### What is expected
Copy each line that contains the word "page".

### Collected material

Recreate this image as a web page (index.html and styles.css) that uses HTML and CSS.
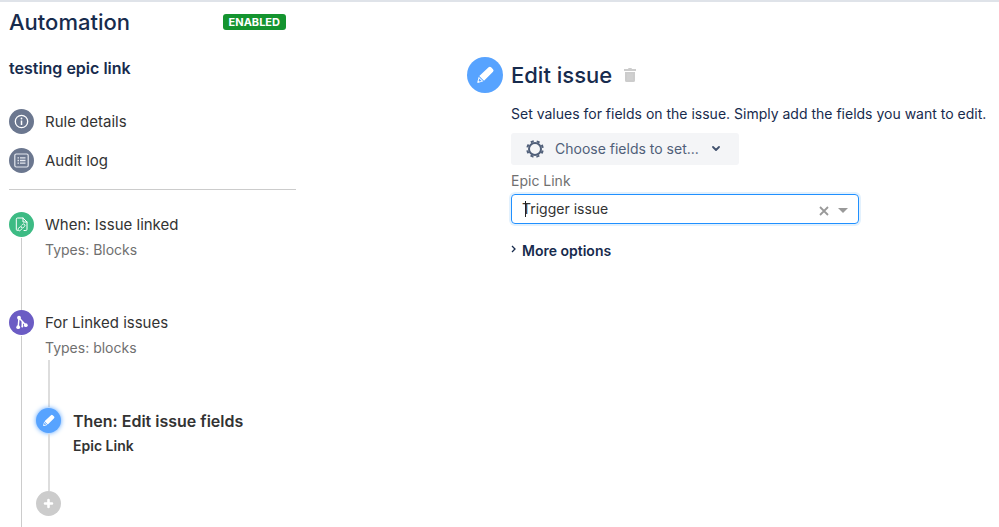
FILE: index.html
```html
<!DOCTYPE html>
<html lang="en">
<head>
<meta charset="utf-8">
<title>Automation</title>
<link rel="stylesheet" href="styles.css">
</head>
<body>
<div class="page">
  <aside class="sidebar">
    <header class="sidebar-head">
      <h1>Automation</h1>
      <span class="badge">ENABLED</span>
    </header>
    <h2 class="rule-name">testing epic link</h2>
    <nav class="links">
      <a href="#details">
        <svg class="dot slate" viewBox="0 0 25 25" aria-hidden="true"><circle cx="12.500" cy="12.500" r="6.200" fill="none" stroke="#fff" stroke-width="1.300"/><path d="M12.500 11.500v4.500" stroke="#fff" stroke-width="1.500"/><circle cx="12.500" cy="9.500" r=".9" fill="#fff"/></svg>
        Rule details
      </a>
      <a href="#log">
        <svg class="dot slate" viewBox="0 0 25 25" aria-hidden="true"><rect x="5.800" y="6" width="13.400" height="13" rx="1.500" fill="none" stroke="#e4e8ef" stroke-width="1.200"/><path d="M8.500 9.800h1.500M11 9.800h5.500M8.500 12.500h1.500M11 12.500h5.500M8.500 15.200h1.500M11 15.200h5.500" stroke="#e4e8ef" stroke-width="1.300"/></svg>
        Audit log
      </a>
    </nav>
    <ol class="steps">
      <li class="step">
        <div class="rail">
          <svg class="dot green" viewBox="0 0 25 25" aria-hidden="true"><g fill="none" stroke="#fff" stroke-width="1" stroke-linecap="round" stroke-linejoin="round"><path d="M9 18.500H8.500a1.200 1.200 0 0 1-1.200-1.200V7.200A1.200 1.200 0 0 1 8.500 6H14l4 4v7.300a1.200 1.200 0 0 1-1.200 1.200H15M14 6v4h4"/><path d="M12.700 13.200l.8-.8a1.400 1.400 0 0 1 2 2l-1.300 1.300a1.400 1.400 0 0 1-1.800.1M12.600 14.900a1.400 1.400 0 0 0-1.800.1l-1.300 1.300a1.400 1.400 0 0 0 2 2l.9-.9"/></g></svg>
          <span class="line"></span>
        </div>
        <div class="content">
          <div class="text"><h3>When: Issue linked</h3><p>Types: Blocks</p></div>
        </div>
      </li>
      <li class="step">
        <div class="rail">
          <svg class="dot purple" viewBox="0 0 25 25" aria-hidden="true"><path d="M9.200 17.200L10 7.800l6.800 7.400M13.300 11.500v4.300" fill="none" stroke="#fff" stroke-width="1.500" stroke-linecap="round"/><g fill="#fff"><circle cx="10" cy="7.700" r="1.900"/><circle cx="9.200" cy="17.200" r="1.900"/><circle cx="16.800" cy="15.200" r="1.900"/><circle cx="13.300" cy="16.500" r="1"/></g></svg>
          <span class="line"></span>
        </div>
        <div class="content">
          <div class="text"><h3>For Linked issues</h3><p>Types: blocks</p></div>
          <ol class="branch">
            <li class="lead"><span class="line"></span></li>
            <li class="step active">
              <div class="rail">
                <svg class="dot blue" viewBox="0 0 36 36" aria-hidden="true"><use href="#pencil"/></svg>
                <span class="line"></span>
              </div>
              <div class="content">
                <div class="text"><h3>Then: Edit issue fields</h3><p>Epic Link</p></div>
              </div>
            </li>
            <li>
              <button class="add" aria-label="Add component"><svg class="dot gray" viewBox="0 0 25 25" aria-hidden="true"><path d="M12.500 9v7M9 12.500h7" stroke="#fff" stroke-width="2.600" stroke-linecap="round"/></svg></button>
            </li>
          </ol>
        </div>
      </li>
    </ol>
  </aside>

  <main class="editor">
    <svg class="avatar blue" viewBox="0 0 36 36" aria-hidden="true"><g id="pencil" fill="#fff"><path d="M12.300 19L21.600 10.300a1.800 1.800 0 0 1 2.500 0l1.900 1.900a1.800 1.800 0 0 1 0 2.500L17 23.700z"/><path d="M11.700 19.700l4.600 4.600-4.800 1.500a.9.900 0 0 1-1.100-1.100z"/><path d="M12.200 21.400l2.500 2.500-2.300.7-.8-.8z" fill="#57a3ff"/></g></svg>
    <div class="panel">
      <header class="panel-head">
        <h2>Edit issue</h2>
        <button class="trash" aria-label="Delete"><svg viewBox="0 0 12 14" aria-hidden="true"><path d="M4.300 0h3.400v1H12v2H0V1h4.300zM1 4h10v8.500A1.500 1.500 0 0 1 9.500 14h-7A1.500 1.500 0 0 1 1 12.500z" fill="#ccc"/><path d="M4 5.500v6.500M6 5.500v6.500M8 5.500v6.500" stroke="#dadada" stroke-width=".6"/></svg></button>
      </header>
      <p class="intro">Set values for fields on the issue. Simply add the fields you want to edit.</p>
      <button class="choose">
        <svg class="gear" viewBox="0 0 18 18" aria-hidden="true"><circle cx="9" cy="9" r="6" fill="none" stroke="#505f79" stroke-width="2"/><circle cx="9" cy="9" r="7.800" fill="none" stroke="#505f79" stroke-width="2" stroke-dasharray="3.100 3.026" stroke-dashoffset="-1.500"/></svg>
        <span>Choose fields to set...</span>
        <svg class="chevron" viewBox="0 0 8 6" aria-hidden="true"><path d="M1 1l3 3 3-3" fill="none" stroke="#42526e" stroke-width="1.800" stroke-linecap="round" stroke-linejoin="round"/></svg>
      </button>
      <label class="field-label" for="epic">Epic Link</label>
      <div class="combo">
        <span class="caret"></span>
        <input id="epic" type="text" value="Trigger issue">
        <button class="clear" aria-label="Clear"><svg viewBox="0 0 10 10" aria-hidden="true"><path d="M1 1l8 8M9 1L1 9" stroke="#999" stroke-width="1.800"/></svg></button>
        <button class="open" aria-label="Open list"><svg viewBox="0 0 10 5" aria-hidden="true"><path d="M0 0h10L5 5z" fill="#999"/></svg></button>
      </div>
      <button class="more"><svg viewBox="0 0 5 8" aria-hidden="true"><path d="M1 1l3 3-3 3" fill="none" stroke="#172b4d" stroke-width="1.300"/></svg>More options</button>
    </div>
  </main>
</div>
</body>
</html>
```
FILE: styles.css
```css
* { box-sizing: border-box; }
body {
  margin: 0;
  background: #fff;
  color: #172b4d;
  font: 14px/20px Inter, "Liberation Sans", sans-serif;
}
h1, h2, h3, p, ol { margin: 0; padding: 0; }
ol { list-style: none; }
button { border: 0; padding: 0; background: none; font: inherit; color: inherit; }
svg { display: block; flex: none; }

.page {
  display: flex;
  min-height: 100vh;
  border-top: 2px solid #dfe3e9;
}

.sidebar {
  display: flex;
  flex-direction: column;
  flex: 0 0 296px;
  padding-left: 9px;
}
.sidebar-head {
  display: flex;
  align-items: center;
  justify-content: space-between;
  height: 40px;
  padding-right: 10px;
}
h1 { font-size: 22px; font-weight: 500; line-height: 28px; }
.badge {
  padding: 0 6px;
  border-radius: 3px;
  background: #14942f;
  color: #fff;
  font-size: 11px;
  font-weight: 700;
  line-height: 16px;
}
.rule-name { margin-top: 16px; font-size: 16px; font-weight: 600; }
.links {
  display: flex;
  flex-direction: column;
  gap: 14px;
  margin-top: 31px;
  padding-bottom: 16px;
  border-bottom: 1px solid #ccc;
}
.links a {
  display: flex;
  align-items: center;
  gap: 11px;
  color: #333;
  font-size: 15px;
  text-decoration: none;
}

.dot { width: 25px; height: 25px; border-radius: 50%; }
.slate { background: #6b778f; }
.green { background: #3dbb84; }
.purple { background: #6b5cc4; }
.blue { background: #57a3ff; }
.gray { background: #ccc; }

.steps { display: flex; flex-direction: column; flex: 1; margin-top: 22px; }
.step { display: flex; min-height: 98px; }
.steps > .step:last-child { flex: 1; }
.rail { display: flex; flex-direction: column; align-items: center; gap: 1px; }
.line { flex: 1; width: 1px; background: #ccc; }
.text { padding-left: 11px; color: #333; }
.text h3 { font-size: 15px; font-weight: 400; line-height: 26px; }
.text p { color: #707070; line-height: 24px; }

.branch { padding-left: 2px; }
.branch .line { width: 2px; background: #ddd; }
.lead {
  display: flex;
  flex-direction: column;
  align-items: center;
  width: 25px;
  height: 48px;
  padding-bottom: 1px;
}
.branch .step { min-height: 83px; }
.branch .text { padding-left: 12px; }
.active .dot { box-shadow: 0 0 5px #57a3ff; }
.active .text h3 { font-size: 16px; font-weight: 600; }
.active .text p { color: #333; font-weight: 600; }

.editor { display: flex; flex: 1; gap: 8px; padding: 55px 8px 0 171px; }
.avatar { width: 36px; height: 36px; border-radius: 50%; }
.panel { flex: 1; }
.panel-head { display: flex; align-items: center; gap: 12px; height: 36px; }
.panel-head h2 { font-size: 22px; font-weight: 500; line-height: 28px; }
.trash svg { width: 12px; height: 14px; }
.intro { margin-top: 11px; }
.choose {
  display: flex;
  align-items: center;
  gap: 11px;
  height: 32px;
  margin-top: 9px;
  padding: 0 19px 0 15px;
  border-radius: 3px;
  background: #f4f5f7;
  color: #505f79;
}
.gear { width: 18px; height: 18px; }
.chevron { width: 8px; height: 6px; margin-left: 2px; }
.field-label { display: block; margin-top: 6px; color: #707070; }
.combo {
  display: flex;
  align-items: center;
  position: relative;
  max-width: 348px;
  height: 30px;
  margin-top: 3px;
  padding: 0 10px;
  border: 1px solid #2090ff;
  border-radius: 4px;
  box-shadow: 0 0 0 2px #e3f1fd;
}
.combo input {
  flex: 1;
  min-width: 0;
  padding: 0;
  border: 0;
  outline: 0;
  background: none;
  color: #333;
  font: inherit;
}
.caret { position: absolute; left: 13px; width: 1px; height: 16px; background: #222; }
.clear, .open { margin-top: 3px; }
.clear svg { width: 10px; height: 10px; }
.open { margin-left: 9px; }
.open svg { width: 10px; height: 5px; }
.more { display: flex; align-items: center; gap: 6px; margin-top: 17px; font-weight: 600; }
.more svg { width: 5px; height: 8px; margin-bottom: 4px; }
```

### Reply
Recreate this image as a web page (index.html and styles.css) that uses HTML and CSS.
<div class="page">
.page {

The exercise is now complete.